Limitations of inventory turnover ratios

Despite the popular belief that inventory turnover ratios (or simply turns in the following) is a good proxy of a company’s supply chain performance, those indicators are proxies at best. They suffer from many limitations that are frequently under-estimated.

Hidden complexities. Measuring turns is a complex undertaking as most naive measurements are simplistic and yield nonsensical results. For example, the notion of COGS is a fairly ambiguous notion when suppliers offer price breaks, or when purchasing commodities are subject to ever changing market prices. Conversely, profits may be negatively impacted by returns, recalls, or promotions which, on the contrary, tend to optically improve (lower) turns. In practice, turns need to be hand-crafted with a lot of domain knowledge in order to mitigate issues that would defeat the original purpose of having turns as a fair reflection of supply chain rate-of-returns. Most enterprise software fails to deliver the proper level of detail when it comes to turns’ KPIs, forcing teams to fall back on spreadsheets to get “proper” measurements.

Stale indicator. By design, turns need to be averaged over long periods of time representing a multiple of the lead times in order to be statistically significant. Furthermore, the period of measurement frequently needs to be as long as one year to provide meaningful results due to demand patterns like seasonality. As a result, turns only outline fairly “old” problems - which should have been addressed already - or slow changes in the company’s supply chain that should have been discovered earlier through alternative indicators. The mitigation of the turns’ staleness requires, in practice, predictive technologies that can reliably extrapolate recent observations and correct their local (time-wise) biases such as seasonality, promotions, stock-outs, etc.

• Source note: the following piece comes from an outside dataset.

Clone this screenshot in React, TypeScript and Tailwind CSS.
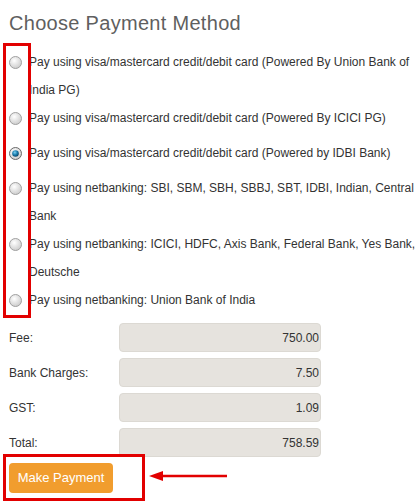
import React from "react";

const options = [
  "Pay using visa/mastercard credit/debit card (Powered By Union Bank of India PG)",
  "Pay using visa/mastercard credit/debit card (Powered By ICICI PG)",
  "Pay using visa/mastercard credit/debit card (Powered by IDBI Bank)",
  "Pay using netbanking: SBI, SBM, SBH, SBBJ, SBT, IDBI, Indian, Central Bank",
  "Pay using netbanking: ICICI, HDFC, Axis Bank, Federal Bank, Yes Bank, Deutsche",
  "Pay using netbanking: Union Bank of India",
];

const fees = [
  ["Fee:", "750.00"],
  ["Bank Charges:", "7.50"],
  ["GST:", "1.09"],
  ["Total:", "758.59"],
];

function Radio({ checked }: { checked: boolean }) {
  return (
    <svg width="13" height="13" viewBox="0 0 13 13" className="shrink-0">
      <defs>
        <radialGradient id={checked ? "rc" : "ru"} cx="0.4" cy="0.35" r="0.7">
          <stop offset="0" stopColor="#ffffff" />
          <stop offset="1" stopColor="#c9c9c9" />
        </radialGradient>
        <radialGradient id="blue" cx="0.4" cy="0.35" r="0.7">
          <stop offset="0" stopColor="#7fd0f0" />
          <stop offset="0.5" stopColor="#1a7fb0" />
          <stop offset="1" stopColor="#0a3d5c" />
        </radialGradient>
      </defs>
      <circle cx="6.5" cy="6.5" r="6" fill={checked ? "url(#rc)" : "url(#ru)"} stroke={checked ? "#6a6a6a" : "#a0a0a0"} strokeWidth="1" />
      {checked && <circle cx="6.5" cy="6.5" r="3.3" fill="url(#blue)" />}
    </svg>
  );
}

export default function App() {
  return (
    <div
      className="relative w-[420px] h-[504px] bg-white overflow-hidden"
      style={{ fontFamily: '"Liberation Sans", Arial, sans-serif' }}
    >
      <div className="pl-[9px] pt-[10px]">
        <h1 className="text-[20px] leading-[26px] text-[#5f5f5f] tracking-[0.3px]">Choose Payment Method</h1>
        <div className="mt-[12px] flex flex-col">
          {options.map((o, i) => (
            <div key={i} className="flex items-start min-h-[35px]">
              <div className="w-[20px] h-[28px] flex items-center">
                <Radio checked={i === 2} />
              </div>
              <div className="w-[390px] text-[12px] leading-[28px] text-[#333]">{o}</div>
            </div>
          ))}
        </div>
        <div className="mt-[2px] flex flex-col gap-[6px]">
          {fees.map(([l, v]) => (
            <div key={l} className="flex items-center">
              <div className="w-[110px] text-[12px] text-[#333]">{l}</div>
              <div className="w-[202px] h-[29px] rounded-[4px] bg-[#e6e3de] border border-[#dcd9d3] flex items-center justify-end pr-[1px] text-[12px] text-[#333]">
                {v}
              </div>
            </div>
          ))}
        </div>
        <div className="mt-[6px] flex">
          <button className="w-[104px] h-[30px] rounded-[4px] bg-[#f19d2e] text-white text-[13px]">Make Payment</button>
        </div>
      </div>

      {/* annotations */}
      <div className="absolute left-[3px] top-[43px] w-[28px] h-[275px] border-[3px] border-[#e20000]" />
      <div className="absolute left-[3px] top-[454px] w-[142px] h-[47px] border-[3px] border-[#e20000]" />
      <svg className="absolute left-[146px] top-[468px]" width="84" height="16" viewBox="0 0 84 16">
        <line x1="12" y1="8" x2="81" y2="8" stroke="#e20000" strokeWidth="2.5" />
        <polygon points="3,8 17,3 17,13" fill="#e20000" />
      </svg>
    </div>
  );
}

Bikeshedding. Like most supply chain indicators - and much like ABC analysis in particular - turns are highly susceptible to lengthy improductive discussions, with multiple parties involved within the company - accounting, finance, supply chain, manufacturing … Furthermore, as the indicator is both simple in theory and complex in practice, KPIs based on turns tend to be deceptive in many ways, leading to further frictions between teams, and to a potentially incorrect framing of incentives. This limitation can be mitigated by a thorough documentation of the indicators’ fine print, which unfortunately goes against the initial perceived simplicity associated with inventory turnover ratios.

Lack of relevance. There are situations where inventory turns are simply irrelevant. In verticals driven by novelty - fashion, luxury, cultural products - products tend to be hit-or-miss, and the products’ demand life-cycle might be too short for turns to truly matter. In verticals driven by serial (repairable) inventory - aerospace, industrial equipment - the TAT (Turn-Around Time) is typically more meaningful than inventory turnover ratios.

Methods to improve inventory turnover ratios

There are several popular approaches to lower inventory turnover ratios, however each approach tends to also have its own drawbacks.

Method Pros Cons
Reduce selling prices Lower prices increase demand, and trigger further economies of scale Lower margins and depreciation of the brand value
Reduce assortment depth, eliminate slow movers Reduced supply chain complexity, reduced stocks Potential disservice to clients, loss of customer loyalty
Reduce lead times, more local suppliers No upfront investment, better overall agility Increased transportation costs, more expensive suppliers
Reduce batch sizes, MOQ and EOQ Better overall supply chain agility beyond better turns Increased purchasing and/or manufacturing costs
Reduce safety stocks Reduced working capital, reduced carrying costs Potential disservice to clients, stock-outs can be disruptive
Improve predictive assessment of inventory risks Reduces not only the worst turns but also inventory write-offs and obsolescence costs Difficult to execute. Most software vendors won’t outperform the status quo
Incentivize backorders or delayed deliveries Backorders involve little inventory risks and working capital Clients might go to competitors if delivery time is of the essence
Inventory Turnover mini-antipattern: Some manufacturing companies - typically FMCGs - implement inventory turnover ratios as a corporate performance KPI. Teams are incentivized, sometimes through bonuses, to lower the turns. Unfortunately those indicators are prone to be gamed in ways that adversely impact the company. For example, raw materials may be kept as raw instead of being transformed, just for the sake of lowering the inventory value, as intermediate goods have higher valuations than raw materials. Alternatively, large discounts may be offered to large clients just before the end of the quarter to lower the immediate stock levels and thus improve turns. As a rule of thumb, it is not advisable to incentivize teams to lower turns as those indicators are easy to game.

In conclusion, the “lower turns” perspective is narrow, and does not capture what is usually perceived as a high-performance supply chain. Thus, while turns should typically be lowered when a low cost opportunity presents itself, second-order effects, such as loss of client loyalty or maintaining non-competitive suppliers, must be assessed in order to decide whether the end result will be a net gain for the company.

Lokad’s take

Like most (seemingly) simple supply chain indicators, inventory turnover ratios are one eyed and do not properly reflect the conflicting economic forces present within the company and its supply chain. Turns, much like safety stocks, are a balance between various risks, primarily the cost of inventory and the cost of stock-outs. Then, while turns may provide valuable high level insights about the supply chain, refining those measurements so that they are done the “right” way requires a lot of effort, which tends to be vastly underestimated by many companies, as most enterprise software vendors do feature out-of-the-box turn-like KPIs. Yet, those built-in capabilities are invariably simplistic with regards to the company’s specificities. Thus, in practice, those KPIs require bespoke implementations, which frequently exceed the capabilities of the BI (business intelligence) tools that are not geared toward complex financial engineering.